MATERIAL PROVIDED =

* * *

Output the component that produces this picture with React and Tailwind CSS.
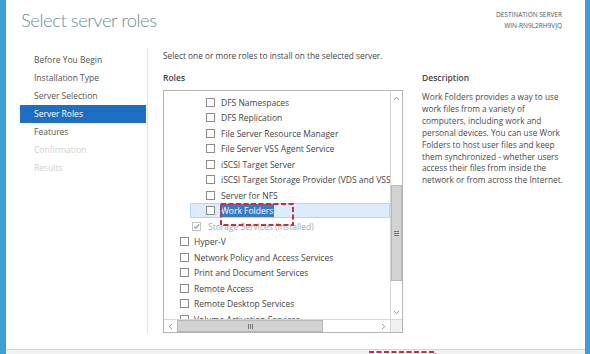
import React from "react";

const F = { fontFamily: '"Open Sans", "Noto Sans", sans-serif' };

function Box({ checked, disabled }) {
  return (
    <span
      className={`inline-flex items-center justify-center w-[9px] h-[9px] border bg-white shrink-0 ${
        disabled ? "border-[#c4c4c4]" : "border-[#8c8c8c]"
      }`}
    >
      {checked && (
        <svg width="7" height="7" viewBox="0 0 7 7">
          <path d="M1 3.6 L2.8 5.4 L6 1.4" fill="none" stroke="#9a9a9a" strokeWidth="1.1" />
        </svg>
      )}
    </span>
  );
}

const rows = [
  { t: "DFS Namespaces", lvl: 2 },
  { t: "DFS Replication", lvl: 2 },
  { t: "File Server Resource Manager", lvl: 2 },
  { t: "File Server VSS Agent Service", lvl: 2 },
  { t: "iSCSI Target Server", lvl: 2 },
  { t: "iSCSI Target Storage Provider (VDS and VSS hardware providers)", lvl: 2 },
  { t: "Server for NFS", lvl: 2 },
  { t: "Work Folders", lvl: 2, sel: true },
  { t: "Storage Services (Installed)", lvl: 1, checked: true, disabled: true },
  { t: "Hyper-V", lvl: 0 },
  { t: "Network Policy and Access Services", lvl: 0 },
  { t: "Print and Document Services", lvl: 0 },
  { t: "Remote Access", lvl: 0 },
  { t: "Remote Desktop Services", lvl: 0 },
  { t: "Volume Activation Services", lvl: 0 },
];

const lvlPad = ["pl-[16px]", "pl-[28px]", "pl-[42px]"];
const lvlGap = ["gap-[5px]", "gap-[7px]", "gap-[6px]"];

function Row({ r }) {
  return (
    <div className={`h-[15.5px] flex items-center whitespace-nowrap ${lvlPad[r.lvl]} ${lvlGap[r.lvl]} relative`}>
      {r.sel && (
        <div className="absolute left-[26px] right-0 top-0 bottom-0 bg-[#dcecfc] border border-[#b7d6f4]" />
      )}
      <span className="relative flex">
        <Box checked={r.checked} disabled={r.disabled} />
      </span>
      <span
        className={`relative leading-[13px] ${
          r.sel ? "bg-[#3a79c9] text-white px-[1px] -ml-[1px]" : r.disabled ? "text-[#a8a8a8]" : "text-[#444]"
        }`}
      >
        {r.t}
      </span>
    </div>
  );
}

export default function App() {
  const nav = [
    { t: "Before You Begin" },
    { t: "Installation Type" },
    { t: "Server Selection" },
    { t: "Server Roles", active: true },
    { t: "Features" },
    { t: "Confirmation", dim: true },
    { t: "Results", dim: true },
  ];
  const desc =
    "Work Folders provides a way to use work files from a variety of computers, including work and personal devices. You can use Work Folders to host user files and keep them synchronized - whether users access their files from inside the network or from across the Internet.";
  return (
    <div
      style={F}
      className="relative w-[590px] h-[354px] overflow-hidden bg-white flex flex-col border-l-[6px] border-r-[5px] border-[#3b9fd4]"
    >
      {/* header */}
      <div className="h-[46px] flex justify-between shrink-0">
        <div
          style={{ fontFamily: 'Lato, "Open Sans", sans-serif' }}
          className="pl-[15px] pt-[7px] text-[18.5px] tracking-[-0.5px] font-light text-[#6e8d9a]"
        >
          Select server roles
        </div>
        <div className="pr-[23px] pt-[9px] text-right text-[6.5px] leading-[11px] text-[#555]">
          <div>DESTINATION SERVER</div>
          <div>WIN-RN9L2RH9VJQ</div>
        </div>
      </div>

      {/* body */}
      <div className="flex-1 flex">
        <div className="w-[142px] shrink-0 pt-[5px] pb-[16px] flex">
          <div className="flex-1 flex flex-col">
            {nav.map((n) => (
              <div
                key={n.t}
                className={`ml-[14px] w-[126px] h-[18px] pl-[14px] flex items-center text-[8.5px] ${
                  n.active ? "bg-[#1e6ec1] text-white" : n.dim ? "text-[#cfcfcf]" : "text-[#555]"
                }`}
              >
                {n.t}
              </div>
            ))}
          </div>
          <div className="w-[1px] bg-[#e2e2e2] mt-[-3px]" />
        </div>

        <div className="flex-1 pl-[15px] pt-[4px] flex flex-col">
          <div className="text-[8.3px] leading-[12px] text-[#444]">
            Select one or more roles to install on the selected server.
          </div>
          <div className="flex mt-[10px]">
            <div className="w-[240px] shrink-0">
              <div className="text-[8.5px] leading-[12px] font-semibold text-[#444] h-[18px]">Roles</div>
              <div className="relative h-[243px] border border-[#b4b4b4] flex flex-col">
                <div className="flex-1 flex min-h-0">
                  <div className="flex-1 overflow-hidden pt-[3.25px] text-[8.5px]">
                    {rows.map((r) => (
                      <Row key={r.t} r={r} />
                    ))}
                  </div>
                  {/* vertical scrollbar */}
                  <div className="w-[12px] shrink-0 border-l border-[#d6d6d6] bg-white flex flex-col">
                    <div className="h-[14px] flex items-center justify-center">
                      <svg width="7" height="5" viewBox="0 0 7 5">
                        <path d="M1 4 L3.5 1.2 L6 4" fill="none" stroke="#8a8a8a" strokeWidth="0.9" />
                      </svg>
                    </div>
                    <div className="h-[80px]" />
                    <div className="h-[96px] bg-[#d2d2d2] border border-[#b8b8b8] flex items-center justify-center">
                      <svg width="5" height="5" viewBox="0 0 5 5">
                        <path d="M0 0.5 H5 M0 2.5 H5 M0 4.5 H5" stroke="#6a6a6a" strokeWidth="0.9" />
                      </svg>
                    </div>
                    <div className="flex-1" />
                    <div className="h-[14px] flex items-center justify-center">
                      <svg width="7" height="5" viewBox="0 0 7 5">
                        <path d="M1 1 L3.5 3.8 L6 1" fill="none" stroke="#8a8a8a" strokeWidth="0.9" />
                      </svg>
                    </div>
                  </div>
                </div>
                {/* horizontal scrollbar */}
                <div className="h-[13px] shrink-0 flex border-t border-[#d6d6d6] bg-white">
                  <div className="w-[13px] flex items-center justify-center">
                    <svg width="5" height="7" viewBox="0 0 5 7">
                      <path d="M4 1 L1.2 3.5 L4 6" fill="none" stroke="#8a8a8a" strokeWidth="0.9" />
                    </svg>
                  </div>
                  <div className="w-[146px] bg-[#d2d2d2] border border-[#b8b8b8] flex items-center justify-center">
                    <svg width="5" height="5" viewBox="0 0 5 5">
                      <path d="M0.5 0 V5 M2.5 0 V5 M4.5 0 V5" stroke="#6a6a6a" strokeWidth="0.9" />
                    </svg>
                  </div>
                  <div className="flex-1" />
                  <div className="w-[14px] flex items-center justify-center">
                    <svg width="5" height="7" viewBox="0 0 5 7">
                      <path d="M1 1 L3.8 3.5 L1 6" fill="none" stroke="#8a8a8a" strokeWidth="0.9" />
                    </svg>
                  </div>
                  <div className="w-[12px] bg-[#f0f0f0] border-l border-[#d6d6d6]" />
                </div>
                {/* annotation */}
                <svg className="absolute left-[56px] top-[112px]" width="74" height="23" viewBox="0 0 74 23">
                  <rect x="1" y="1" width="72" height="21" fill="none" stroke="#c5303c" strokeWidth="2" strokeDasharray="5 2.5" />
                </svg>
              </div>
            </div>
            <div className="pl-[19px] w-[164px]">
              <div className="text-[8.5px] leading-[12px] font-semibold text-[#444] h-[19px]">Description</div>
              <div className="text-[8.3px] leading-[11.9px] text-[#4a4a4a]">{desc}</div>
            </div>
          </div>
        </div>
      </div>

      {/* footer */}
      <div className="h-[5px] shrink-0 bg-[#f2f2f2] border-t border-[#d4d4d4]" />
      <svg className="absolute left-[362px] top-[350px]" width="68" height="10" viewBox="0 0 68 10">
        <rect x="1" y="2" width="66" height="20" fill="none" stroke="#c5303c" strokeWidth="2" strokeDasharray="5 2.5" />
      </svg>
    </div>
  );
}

* * *

TASK REQUIREMENTS =
Look over the material above and show each line where "React" appears.

RESULT =
Output the component that produces this picture with React and Tailwind CSS.
import React from "react";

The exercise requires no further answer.